Viene fea la cosa, muy fea. Como es sabido y se ha sufrido, un par de datos distinguen a este gobierno: el abuso del poder y la incapacidad de enfrentar nada fundamental. Esta condición híbrida de lisiado y gandalla se abrió paso entre complicidades, pasmos e indignaciones de boutique, y destruyó lo que el país hubiera avanzado en educación, salud y programas para el desarrollo. De hecho, ya no aplican entendimientos o expectativas que hasta ayer eran sentido común, como la de que un país no se suicida tumbando la inversión, cancelando el crecimiento, aventando a millones a la pobreza y quemando el dinero lo más rápido posible, o que una economía atascada por la arbitrariedad tampoco responderá gran cosa a las definiciones monetarias normales en contextos estables (cuando un gobierno es un porro, la tasa de interés vale madres).
Morena no será nunca una institución; es una estación de paso para advenedizos y algunos fanáticos, que además está repleta y rodeada de fuerzas que serán inclementes cuando los flujos se interrumpan. Una caseta tomada para “la causa” (siempre en singular, porque todas son una y una es todas) es una buena metáfora de la desvergüenza con la que un gobierno abusivo y prostituido le cobra a los extorsionados que debería defender, le paga a los extorsionadores que debería enfrentar, y luego se llena la boca de “justicia social”.
Pero si Morena abandera la desinstitucionalización, tampoco coagula una oposición sustantiva ni por descuido. Buena parte de los que se mueven en el poder real simulan obediencia porque le tomaron la medida a lo que venía y negociaron franquicias e impunidades. Puede haber muchos motivos, nivel intelectual, los renglones torcidos hacia el interés inmediato, el estrés de la sobrevivencia en una ciénaga, el caso es que los principales grupos políticos, partidos y empresarios incluidos, no pueden imaginar una salida; vaya, ni siquiera logran disimular su necrosis con algún buen discurso, alguna frase pegadora. El PAN no encuentra a quienes puedan superar el aburrimiento que su dirigencia produce, el PRD intenta que alguien entienda con qué se come la socialdemocracia y el PRI, en cambio, comunica bien que ya no existe.

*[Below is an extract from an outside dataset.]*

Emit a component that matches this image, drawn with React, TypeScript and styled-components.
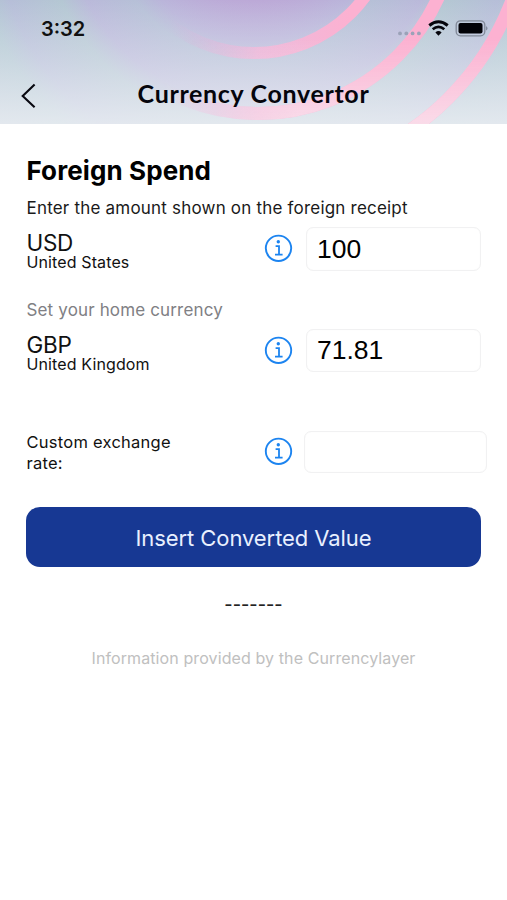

En las clases medias y altas pueden quejarse pero nunca darse por aludidos, que para eso está el puñado de infortunados a los que se agrede con nombre y apellido. El caso más lamentable es el de los cautivos de su teatro: “¿Y ahora qué dijo? A poco, no puede ser”, dicen los crédulos incrédulos que llevan en esas tres años, o 20 para quien quiera llevar bien las cuentas. El resto del país, la mayoría, ahí va, lidiando con la vida y asignando culpas según su mayoritario mal entender.
Sin proyecto y sin oposición, inmerso en su monumental fracaso, eviscerando al Estado y haciendo como que controla a los depredadores (dele la vuelta a la contradicción, que todo es muy simbólico en el reino de las mañaneras), imbuido de paranoia, López Obrador se proyecta en su laberinto de espejos y le sube de tono al salvamento de la patria. Enclavado siempre en trincheras políticas y mentales, va contra las fuerzas del mal, a la mala y de malas, y probablemente trate de inaugurar el primer sexenio de más de seis años.
Lo logre o no, el gran país ultraviolento se desmorona, como en el poema de T. S. Eliot, “no con una explosión, sino con un gemido”, y da para escoger: el de los crédulos incrédulos, el de los no aludidos, el de las víctimas más lastimadas o los ecos de una paranoia en su laberinto.